Inkjet-printed Sakamoto paper; psalms

A paper net upon which is printed the text of the Book of Psalms in the King James Version (KJV) of the Bible. This antiquated translation of the Psalms, which dates from the early 17th century, is some of the first free verse in English (free verse is poetry without rhyme or meter). One of the most striking editions of the KJV was printed by the typographer John Baskerville, who was an outspoken atheist. Referencing his printing of the KJV, the text of "Prayer Net" is set in a digital Baskerville.
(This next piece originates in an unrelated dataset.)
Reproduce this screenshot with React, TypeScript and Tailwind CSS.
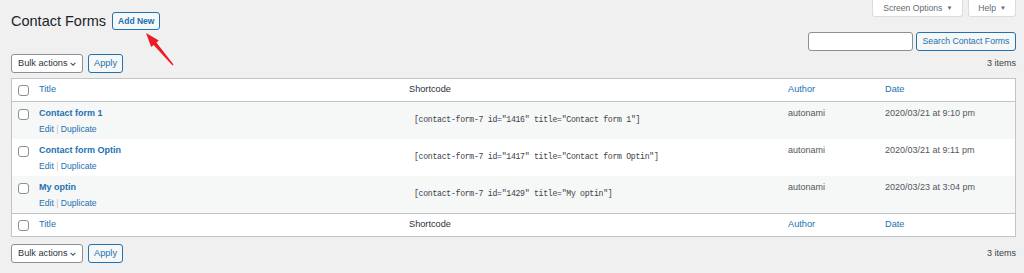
import { type FC } from "react";

const forms = [
  { title: "Contact form 1", id: "1416", date: "2020/03/21 at 9:10 pm" },
  { title: "Contact form Optin", id: "1417", date: "2020/03/21 at 9:11 pm" },
  { title: "My optin", id: "1429", date: "2020/03/23 at 3:04 pm" },
];

const Checkbox: FC = () => (
  <div className="w-[11px] h-[11px] rounded-[3px] border border-[#8c8f94] bg-white" />
);

const BulkActions: FC = () => (
  <div className="flex items-center gap-[5px]">
    <div className="flex items-center justify-between w-[72px] h-[19px] pl-[6px] pr-[5px] bg-white border border-[#8c8f94] rounded-[3px] text-[9.2px] text-[#2c3338]">
      <span>Bulk actions</span>
      <svg width="8" height="8" viewBox="0 0 10 10" fill="none" stroke="#50575e" strokeWidth="1.3">
        <path d="M2 3.5l3 3 3-3" />
      </svg>
    </div>
    <button className="h-[19px] w-[35px] bg-[#f6f7f7] border border-[#2271b1] rounded-[3px] text-[9.2px] text-[#2271b1]">
      Apply
    </button>
  </div>
);

const HeaderRow: FC<{ top?: boolean }> = ({ top }) => (
  <div
    className={`flex items-center h-[23px] bg-white text-[9.2px] ${
      top ? "border-b border-[#c3c4c7]" : "border-t border-[#c3c4c7]"
    }`}
  >
    <div className="w-[27px] pl-[6px]">
      <Checkbox />
    </div>
    <div className="w-[370px] text-[#2271b1]">Title</div>
    <div className="w-[379px] text-[#2c3338]">Shortcode</div>
    <div className="w-[97px] text-[#2271b1]">Author</div>
    <div className="flex-1 text-[#2271b1]">Date</div>
  </div>
);

export default function App() {
  return (
    <div
      className="relative w-[1024px] h-[273px] bg-[#f0f0f1] pl-[11px] pr-[8px] overflow-hidden"
      style={{ fontFamily: '"Liberation Sans", Arial, sans-serif' }}
    >
      {/* top line: title + screen meta tabs */}
      <div className="flex justify-between items-start">
        <div className="flex items-center gap-[6px] mt-[12px]">
          <h1 className="text-[14.5px] leading-[18px] text-[#1d2327]">Contact Forms</h1>
          <button className="h-[18px] px-[5px] bg-[#f6f7f7] border border-[#2271b1] rounded-[3px] text-[8.5px] font-semibold text-[#2271b1]">
            Add New
          </button>
        </div>
        <div className="flex gap-[5px]">
          <div className="flex items-center gap-[4px] h-[17px] px-[10px] bg-white border border-t-0 border-[#dcdcde] rounded-b-[3px] text-[8.6px] text-[#646970]">
            Screen Options <span className="text-[6px]">▼</span>
          </div>
          <div className="flex items-center gap-[4px] h-[17px] px-[9px] bg-white border border-t-0 border-[#dcdcde] rounded-b-[3px] text-[8.6px] text-[#646970]">
            Help <span className="text-[6px]">▼</span>
          </div>
        </div>
      </div>

      {/* search */}
      <div className="flex justify-end gap-[3px] mt-[2px]">
        <div className="w-[105px] h-[19px] bg-white border border-[#8c8f94] rounded-[3px]" />
        <button className="h-[19px] w-[100px] bg-[#f6f7f7] border border-[#2271b1] rounded-[3px] text-[8.7px] text-[#2271b1]">
          Search Contact Forms
        </button>
      </div>

      {/* top tablenav */}
      <div className="flex justify-between items-center mt-[3px]">
        <BulkActions />
        <span className="text-[9px] text-[#3c434a]">3 items</span>
      </div>

      {/* table */}
      <div className="mt-[5px] border border-[#c3c4c7] bg-white">
        <HeaderRow top />
        {forms.map((f, i) => (
          <div
            key={f.id}
            className={`flex items-start h-[37px] text-[9px] ${i % 2 === 0 ? "bg-[#f6f7f7]" : "bg-white"}`}
          >
            <div className="w-[27px] pl-[6px] pt-[7px]">
              <Checkbox />
            </div>
            <div className="w-[370px] pt-[5px]">
              <div className="text-[9px] leading-[13px] font-bold text-[#2271b1]">{f.title}</div>
              <div className="mt-[3px] text-[8.6px] leading-[12px] text-[#2271b1]">
                Edit <span className="text-[#c3c4c7]">|</span> Duplicate
              </div>
            </div>
            <div
              className="w-[379px] pt-[11px] pl-[5px] text-[8.2px] leading-[13px] tracking-[-0.3px] text-[#3c434a] whitespace-nowrap"
              style={{ fontFamily: '"Liberation Mono", monospace' }}
            >
              [contact-form-7 id="{f.id}" title="{f.title}"]
            </div>
            <div className="w-[97px] pt-[5px] leading-[13px] text-[#50575e]">autonami</div>
            <div className="flex-1 pt-[5px] leading-[13px] text-[#50575e]">{f.date}</div>
          </div>
        ))}
        <HeaderRow />
      </div>

      {/* bottom tablenav */}
      <div className="flex justify-between items-center mt-[7px]">
        <BulkActions />
        <span className="text-[9px] text-[#3c434a]">3 items</span>
      </div>

      {/* red pointer arrow */}
      <svg className="absolute left-[140px] top-[28px]" width="40" height="42" viewBox="0 0 40 42">
        <polygon
          points="6,5 18.8,12.5 16.4,14.5 33.5,36.6 32.5,37.4 13.6,16.9 11.2,18.9"
          fill="#ec1c24"
        />
      </svg>
    </div>
  );
}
As nets are mostly negative space, "Prayer Net" stretches a particular text to its maximum dimensions. When tensioned, the net measures about 5 by 20 feet, but it can compress to about two cubic feet.
Pocket Cathedrals


Drawn thread work on mull; eggshells, 23k gold, sewing thread

Installation of gilded eggshells, suspended in fabric ‘slings.’ The title references a comment made by one of William Morris’ collaborators: “when the book is done, if we live to finish it, it will be like a pocket cathedral.”
Materia de Frágil Supervivencia


Tracing paper, graphite, 23k gold leaf, leaves

Contains three parallel, but conflicting, narratives about an 18th-century Oaxacan botanical manuscript.